Todos le aconsejaban una vida más saludable –máxime que unos cuantos años antes había sido intervenido por una patología vascular encefálica– sin embargo, al menos hasta hace algunos años, Atchugarry no le daba mucho corte a quienes le advertían de los riegos.

Alejandro era un lector consecuente de Caras y Caretas, de la cual era suscriptor desde que asumió el Ministerio de Economía, donde descubrió que le robaban las revistas que llegaban.

Dos por tres hablábamos telefónicamente y algunas veces nos encontrábamos para tomar un café. En esas ocasiones yo percibía el cariño que la gente le tenía a Alejandro porque los transeúntes se arrimaban a la mesa del bar y charlaban o le daban la mano recibiendo como respuesta afecto, amabilidad y muy buena educación.

Me llamó la atención –no voy a decir que me sorprendió– la hipocresía de muchos políticos blancos y colorados que elogiaron el día del sepelio a Alejandro Atchugarry y su estilo de vivir y actuar en política, que está tan pero tan alejado de lo que ellos hacen hoy. Desgraciadamente no nacen muchos como Atchugarry, y cuando nace uno, se retira a tiempo o se muere prematuramente.

Atchugarry –más allá de acuerdos y diferencias con sus ideas– era un patriota y ponía los intereses de la República por delante de los suyos y los de su partido.

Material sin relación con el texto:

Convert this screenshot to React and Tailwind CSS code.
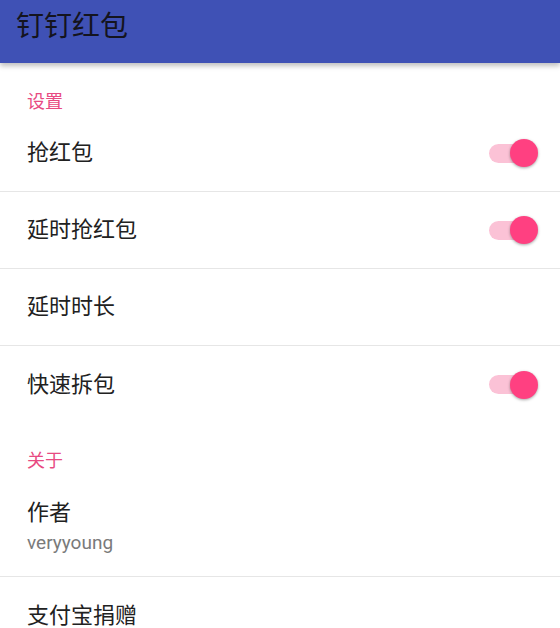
import React, { useState } from 'react';

const font = { fontFamily: '"Roboto", "Noto Sans CJK SC", sans-serif' };

function Toggle({ on, onChange }) {
  return (
    <button
      onClick={onChange}
      className="relative w-[52px] h-[30px] flex items-center"
    >
      <span
        className={`absolute left-[1px] w-[42px] h-[19px] rounded-full ${on ? 'bg-[#FBC2D6]' : 'bg-[#BDBDBD]'}`}
      />
      <span
        className={`absolute top-[1px] w-[28px] h-[28px] rounded-full shadow-[0_1px_3px_rgba(0,0,0,0.35)] ${on ? 'left-[22px] bg-[#FF4081]' : 'left-0 bg-[#FAFAFA]'}`}
      />
    </button>
  );
}

function SectionLabel({ children, top }) {
  return (
    <div className={`px-[27px] ${top} pb-[3px] text-[18px] leading-[20px] text-[#E84A82]`}>
      {children}
    </div>
  );
}

function Row({ title, summary, toggle, divider = true }) {
  return (
    <div className={`flex items-center justify-between pl-[27px] pr-[20px] ${summary ? 'h-[103px] pt-[4px]' : 'h-[77px]'} ${divider ? 'border-b border-[#E6E6E6]' : ''}`}>
      <div className="flex flex-col">
        <span className="text-[22px] leading-[30px] text-[#212121]">{title}</span>
        {summary && <span className="text-[19px] leading-[26px] text-[#7A7A7A] mt-[2px]">{summary}</span>}
      </div>
      {toggle}
    </div>
  );
}

export default function App() {
  const [grab, setGrab] = useState(true);
  const [delay, setDelay] = useState(true);
  const [fast, setFast] = useState(true);

  return (
    <div className="w-[560px] h-[628px] overflow-hidden bg-white" style={font}>
      <header className="relative z-10 h-[63px] bg-[#3F51B5] pl-[16px] pt-[10px] shadow-[0_3px_5px_rgba(0,0,0,0.25)]">
        <h1 className="text-[28px] leading-[34px] text-[#14141e]">钉钉红包</h1>
      </header>

      <SectionLabel top="pt-[29px]">设置</SectionLabel>
      <Row title="抢红包" toggle={<Toggle on={grab} onChange={() => setGrab(!grab)} />} />
      <Row title="延时抢红包" toggle={<Toggle on={delay} onChange={() => setDelay(!delay)} />} />
      <Row title="延时时长" />
      <Row title="快速拆包" divider={false} toggle={<Toggle on={fast} onChange={() => setFast(!fast)} />} />

      <SectionLabel top="pt-[28px]">关于</SectionLabel>
      <Row title="作者" summary="veryyoung" />
      <Row title="支付宝捐赠" divider={false} />
    </div>
  );
}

En ese sentido, su legado es de buscar acuerdos y encontrar consensos para hacer y para servir al país y a los ciudadanos.

Tal vez convendría recordar, a manera de epílogo, unas palabras que Atchugarry dijera en nombre del Partido Colorado en un seminario sobre Servicios Públicos y Políticas de Estado convocado en el año 2001 por el general Liber Seregni. En esa ocasión Atchugarry invitó “a todos los partidos para trabajar con su mejor gente para ver si es posible encontrar acuerdos para hacer cosas concretas en la defensa de los usuarios de los servicios del Estado, en mejorar la competencia, en bajar los costos y mejorar las regulaciones”.

“Luego haremos los discursos”, finalizó ese día Alejandro.